The rumor of a secret Republican cabal to kick Grisanti out of the party, as it were, seems unlikely. After all, the decision to force Grisanti into the arms of an eager Democratic Party is not Langworthy’s alone to make. A decision like that has tremendous statewide consequences that would affect redistricting and the overall balance of power in the state senate. Any move on Grisanti would need approval from the state party chairman and other members of the party apparatus. Langworthy may be a lot of things, but a move like that would be politically tone deaf.

With that said, Democratic party regulars are chasing Grisanti like hormonal tweens chasing Justin Bieber at the airport. Pulling Grisanti back into the Democrat party from whence he came would be a massive coup. When asked for comment, Erie County Democratic Committee Chairman Len Lenihan said, “There are always informal discussions locally and in Albany over issues like this, but nothing formal or direct has happened. I have not spoken with Senator Grisanti about this.” Lenihan continued, “Senator Grisanti was a lifelong Democrat until this past election and he is now a hero in this party after voting his conscience.”

Senator Grisanti’s Chief of Staff, Doug Curella said, ” Right now we are dealing with real issues like creating jobs, lowering taxes and bringing people back to the Western New York area. We have never really thought about running on the Democratic line in 2012, it’s a year in a half away, we are interested in the policy, not the politics of government.”

The stakes are high for a first term Senator who earned praise not only for his marriage equality vote but for his entire body of work during his first year. An independent report done by the New York Public Interest Research Group (NYPIRG) shows Grisanti was one of the state’s busiest and most effective lawmakers, according to a recently released study of legislation that passed this session in both the New York State Senate and New York State Assembly.

Grisanti sponsored a total of 103 bills and had 23 pass both houses ranking him 8th out of the 212 combined members who represent the state in the Senate and Assembly. These 23 bills also placed him 7th in terms of numbers of bills passed by senators. Grisanti passed the most bills of any first term senator or Assembly member.

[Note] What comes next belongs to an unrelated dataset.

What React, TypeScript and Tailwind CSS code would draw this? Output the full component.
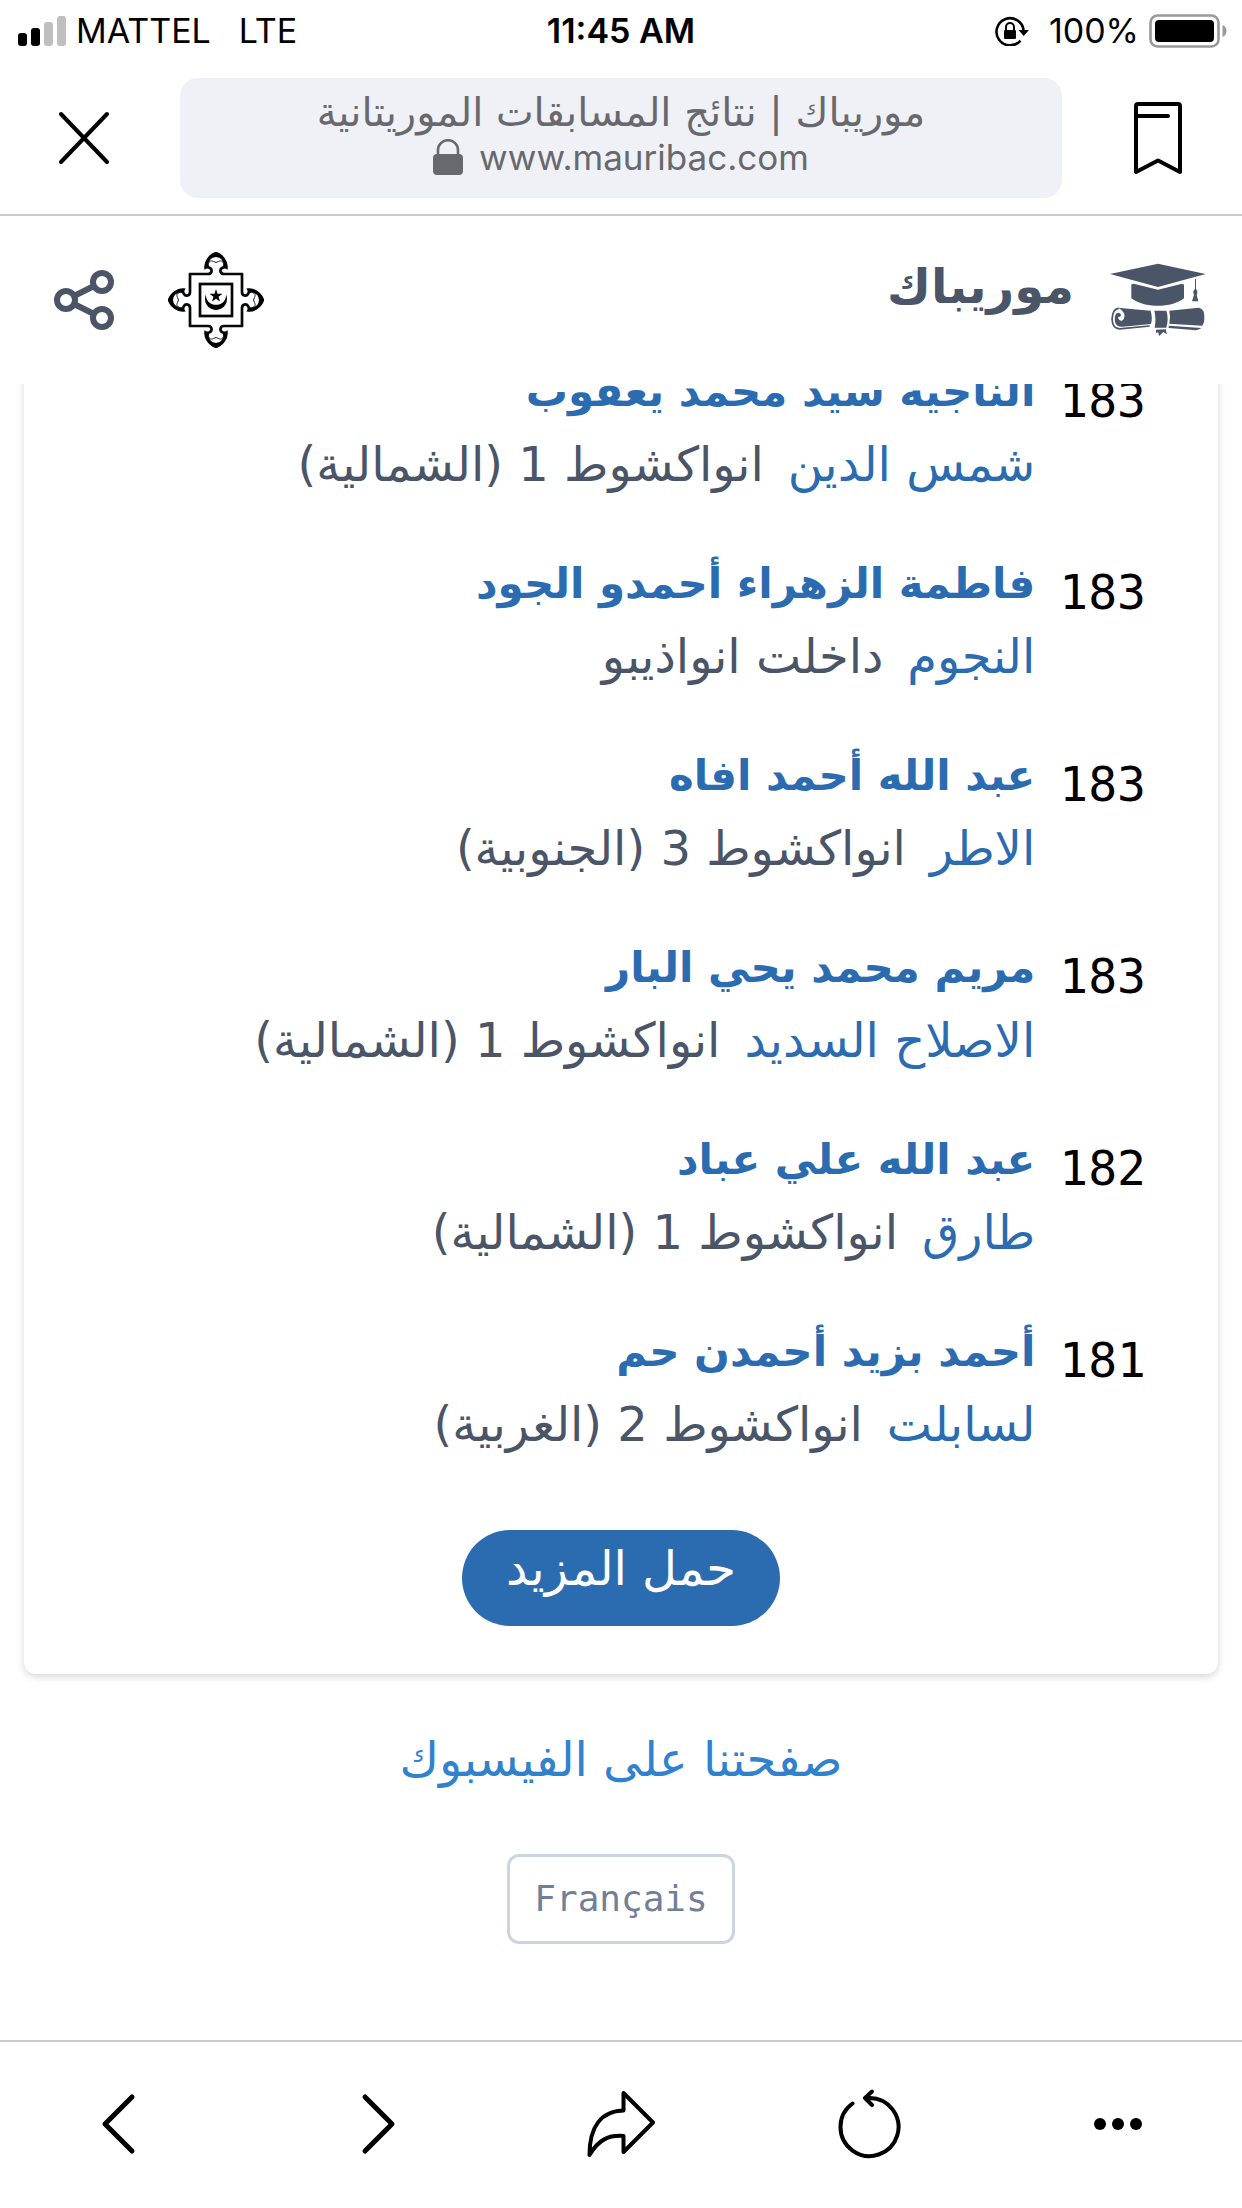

He also is the only first-year legislator among the list of 10 who passed at least 20 bills, with the other nine who made the list having served in office for at least five terms.

It seems to me that the battle for Senator Grisanti is just getting started. “The situation is ripe for discussion and Senator Grisanti essentially holds the majority for the Republicans in the State Senate.” said Lenihan.

To be continued…

11 Responses to “The Grisanti Situation”

  1. Sean C. June 29, 2011 at 4:14 pm #

    When Grisanti turned the doorknob on his first day in office he had already done more then Thompson. For the GOP to day this issue is more important than tax policy to the everyday New York Stater is mental. Idiots sit home thinking that the state is doomed because two people of the same gender want to create a household and a family. We have much more evil things going on in NYS. This has no bearing on my everyday life, I’m happy for those who can now wed. I’m not gay, bi-sexual or transgender and to tell you the truth I could give a shit. I think Louie CK said that if you want to share a miserable existence with another human being same sex or opposite, the government should have no say in the matter. That was paraphrased and I’m not even sure if that’s a Louie CK bit, if it is he said it much much better than I. If anything hopefully this will breathe some life into the embarrassment that sits on the US side of the Falls, christ I get the douche chills just thinking about what we have to offer on our side. In a sea of spineless empty suits two come to mind that deserve a tip of the hat for standing up for what’s right… Mr. Gristanti and Mr. Schroeder (see Schroeder call out Silver).

  2. Terry P June 29, 2011 at 4:36 pm #

    Senator Grisanti did what he did all through his practice, give good representation and get things done. I was ‘unalterably opposed’ to him becoming my Senator but he does great work and has earned my vote. I am happy that he made the right choice and voted yes for marriage, I am also hoping he does the same for GENDA as well! I’m sure he will!

  3. Lillian June 29, 2011 at 4:58 pm #

    Hi Chris:

    You said: “A decision like that has tremendous statewide consequences that would effect redistricting and the overall balance of power in the state senate.”

    Actually it would AFFECT, not EFFECT.

    And, it’s not the Democrat party. It’s the Democratic party.

    • Christopher Smith June 29, 2011 at 11:43 pm #

      Lillian, thanks for taking the time out to stop by and correct my typing errors. Much appreciated.

  4. Brian Castner June 29, 2011 at 9:33 pm #

    Assuming his bills weren’t all declarations supporting Official Cupcake Day in Tonawanda, his productivity puts lie to the widespread notion, spread by incumbents, that seniority is most essential for success in Albany.

  5. Ray Walter June 30, 2011 at 11:13 am #

    @Brian – it’s because he is the crucial Republican swing vote that he has been so successful. If he were 1 of 32 Democrats in the majority he would not have nearly as many accomplishments. He is in a unique position and it serves everyone’s interest, especially his constituents, that he remain right where he is.

    • Christopher Smith June 30, 2011 at 11:54 am #

      @Ray, if he flipped and delivered a power share majority to the Dem caucus, he would have just as much power, if not more. Staying a Republican after the marriage vote probably limits his influence going forward, at least in the short term.

  6. Ray Walter June 30, 2011 at 9:03 pm #

    @Chris – I don’t think the State Senate would be a functional body at 31-31.  We would all lose.  I don’t think he has lost any influence. If the Senate Republicans were that concerned about it they wouldn’t have brought it to a vote.  

    • Christopher Smith June 30, 2011 at 10:23 pm #

      We like our legislatures to by dysfunctional! In a couple of weeks, much of this will blow over and everyone will get back to the business of mildly governing things.